U.S. SenateWashington, D.C. – On Tuesday, October 14th, 2020, U.S. Senator Marsha Blackburn (R-Tenn.) questioned Judge Amy Coney Barrett at the Senate Judiciary Committee hearing to consider the Judge’s nomination to the Supreme Court.

On the Left’s Push to Implement Government-Run Health Care

BLACKBURN: Our friends across the aisle have seemed to express a deep concern about a case that is coming up on November 10th…

This is all about their concern that a constitutionalist judge on the Supreme Court just might get in the way of their push to implement government run health care…

If they got their way, every one of those individuals in their private health care marketplace would lose their health insurance…

My colleague from California would really like to have people believe that your sole mission in life is to overturn the Affordable Care Act (ACA), and you have stated that you are not on a mission to overturn the ACA.

BARRETT: I am not, Senator Blackburn, I have no mission and no agenda. Judges don’t have campaign promises.

On Electronic Searches and Surveillance

BLACKBURN: It’s imperative that Americans have the ability to protect their ‘Virtual You,’ which is their presence online, their data, their transactional life… Can you explain how the Fourth Amendment can still govern the modern world searches and seizures, and how will it continue to apply to emerging technologies that the founders never could have imagined?

BARRETT: The Fourth Amendment protects against unreasonable searches and seizures. It doesn’t mean that it protects only the kinds of searches and seizures that those who live at the time of the adoption of the Bill of Rights could have anticipated. Surely, they could not have anticipated the internet or cell phones or airplanes, for that matter. One can reason from the kinds of privacy protections that were in place in 1791 when the Fourth Amendment was ratified to see if the search of modern technology now is analogous to it. 

On Women in Public Service

BLACKBURN: [The left does] not believe that all women deserve to have the opportunity to have a seat at the table. It is only certain women and we have seen their liberal narrative play out today… It is so discouraging to me to see groups on the left say we want diversity, but let that diversity come from a woman who is on the political right and it’s like their heads explode… I look forward to the day when that will stop because all women deserve the opportunity to rise.

You have endured some of these pretty extraordinary revelations today, many of which have involved accusations that you are part of some sort of backroom conspiracy to rig the system against the American people and that your record as a judge is somehow frightening and going to cause a panic.

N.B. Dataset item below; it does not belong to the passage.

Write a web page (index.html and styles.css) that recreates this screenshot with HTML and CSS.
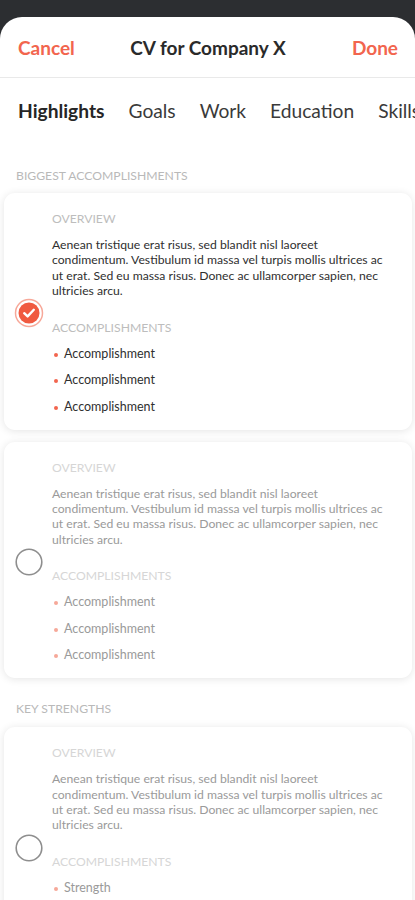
FILE: index.html
```html
<!DOCTYPE html>
<html>
<head>
<meta charset="utf-8">
<link rel="stylesheet" href="styles.css">
</head>
<body>
<div class="sheet">
  <header class="topbar">
    <span class="action">Cancel</span>
    <span class="title">CV for Company X</span>
    <span class="action done">Done</span>
  </header>
  <nav class="tabs">
    <span class="tab active">Highlights</span>
    <span class="tab">Goals</span>
    <span class="tab">Work</span>
    <span class="tab">Education</span>
    <span class="tab">Skills</span>
  </nav>

  <div class="section-label">BIGGEST ACCOMPLISHMENTS</div>

  <div class="card">
    <div class="check checked">
      <svg width="30" height="30" viewBox="0 0 30 30">
        <circle cx="15" cy="15" r="13.5" fill="none" stroke="#f7a899" stroke-width="1.5"/>
        <circle cx="15" cy="15" r="10.5" fill="#f05a40"/>
        <path d="M10.2 15.2 L13.6 18.4 L19.8 11.8" fill="none" stroke="#fff" stroke-width="2.4" stroke-linecap="round" stroke-linejoin="round"/>
      </svg>
    </div>
    <div class="body">
      <div class="label">OVERVIEW</div>
      <p class="text">Aenean tristique erat risus, sed blandit nisl laoreet condimentum. Vestibulum id massa vel turpis mollis ultrices ac ut erat. Sed eu massa risus. Donec ac ullamcorper sapien, nec ultricies arcu.</p>
      <div class="label label2">ACCOMPLISHMENTS</div>
      <ul class="list">
        <li>Accomplishment</li>
        <li>Accomplishment</li>
        <li>Accomplishment</li>
      </ul>
    </div>
  </div>

  <div class="card">
    <div class="check">
      <svg width="30" height="30" viewBox="0 0 30 30">
        <circle cx="15" cy="15" r="12.8" fill="none" stroke="#8e8e8e" stroke-width="1.6"/>
      </svg>
    </div>
    <div class="body faded">
      <div class="label">OVERVIEW</div>
      <p class="text">Aenean tristique erat risus, sed blandit nisl laoreet condimentum. Vestibulum id massa vel turpis mollis ultrices ac ut erat. Sed eu massa risus. Donec ac ullamcorper sapien, nec ultricies arcu.</p>
      <div class="label label2">ACCOMPLISHMENTS</div>
      <ul class="list">
        <li>Accomplishment</li>
        <li>Accomplishment</li>
        <li>Accomplishment</li>
      </ul>
    </div>
  </div>

  <div class="section-label section-label2">KEY STRENGTHS</div>

  <div class="card">
    <div class="check">
      <svg width="30" height="30" viewBox="0 0 30 30">
        <circle cx="15" cy="15" r="12.8" fill="none" stroke="#8e8e8e" stroke-width="1.6"/>
      </svg>
    </div>
    <div class="body faded">
      <div class="label">OVERVIEW</div>
      <p class="text">Aenean tristique erat risus, sed blandit nisl laoreet condimentum. Vestibulum id massa vel turpis mollis ultrices ac ut erat. Sed eu massa risus. Donec ac ullamcorper sapien, nec ultricies arcu.</p>
      <div class="label label2">ACCOMPLISHMENTS</div>
      <ul class="list">
        <li>Strength</li>
        <li>Strength</li>
        <li>Strength</li>
      </ul>
    </div>
  </div>
</div>
</body>
</html>
```

FILE: styles.css
```css
html, body {
  margin: 0;
  padding: 0;
}
body {
  background: #2c2e31;
  font-family: Lato, "Open Sans", sans-serif;
  width: 415px;
  height: 900px;
  overflow: hidden;
}
.sheet {
  margin-top: 17px;
  background: #fff;
  border-radius: 22px 22px 0 0;
  min-height: 900px;
}
.topbar {
  height: 61px;
  display: grid;
  grid-template-columns: 1fr auto 1fr;
  align-items: center;
  padding: 0 17px 0 18px;
  border-bottom: 1px solid #e9e9e9;
  box-sizing: border-box;
}
.action {
  color: #f2654e;
  font-size: 19px;
  font-weight: 700;
}
.done {
  justify-self: end;
}
.title {
  color: #2a2a2a;
  font-size: 19px;
  font-weight: 700;
}
.tabs {
  display: flex;
  gap: 24px;
  padding: 21px 18px 0;
  white-space: nowrap;
  overflow: hidden;
}
.tab {
  font-size: 19.2px;
  line-height: 24px;
  color: #3a3a3a;
}
.tab.active {
  font-weight: 700;
  color: #262626;
}
.section-label {
  margin: 46px 0 10px 16px;
  font-size: 12.2px;
  line-height: 14px;
  color: #b9b9b9;
}
.section-label2 {
  margin-top: 24px;
  margin-bottom: 11px;
}
.card {
  margin: 0 3px 12px 4px;
  background: #fff;
  border-radius: 11px;
  box-shadow: 0 1px 9px rgba(0, 0, 0, 0.11);
  display: flex;
  align-items: center;
  padding: 19px 16px 15px 10px;
}
.check {
  width: 30px;
  height: 30px;
  flex: none;
  margin-right: 8px;
}
.check svg {
  display: block;
}
.body {
  flex: 1;
}
.label {
  font-size: 12.2px;
  line-height: 14px;
  color: #bdbdbd;
}
.label2 {
  margin-top: 22px;
}
.text {
  margin: 11px 0 0;
  font-size: 12.2px;
  line-height: 15.4px;
  color: #2f2f2f;
}
.list {
  list-style: none;
  margin: 11px 0 0;
  padding: 0;
  display: flex;
  flex-direction: column;
  gap: 10.5px;
}
.list li {
  position: relative;
  padding-left: 12px;
  font-size: 12.5px;
  line-height: 16px;
  color: #2f2f2f;
}
.list li::before {
  content: "";
  position: absolute;
  left: 2px;
  top: 7px;
  width: 4px;
  height: 4px;
  border-radius: 50%;
  background: #f2654e;
}
.faded .text,
.faded .list li {
  color: #9a9a9a;
}
.faded .label {
  color: #d6d6d6;
}
.faded .list li::before {
  background: #f6a899;
}
```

This is the kind of wrongheaded perception that needs to stop. It is not uncommon for women who practice their faith or who hold pro-life views to endure this, especially in a professional context.

 


 

On Judge Barrett’s Tenure as a Notre Dame Law Professor

BLACKBURN: I had a very interesting conversation today, actually did a Facebook Live with one of your former students who had written an op-ed for real clear politics, Chase Giacomo. And Chase said one of the things he appreciated about you is that you made your students think. And I think that is a wonderful trait for a judge because what you did was to cause them to get into problem-solving at a time when we lived in a cancel culture.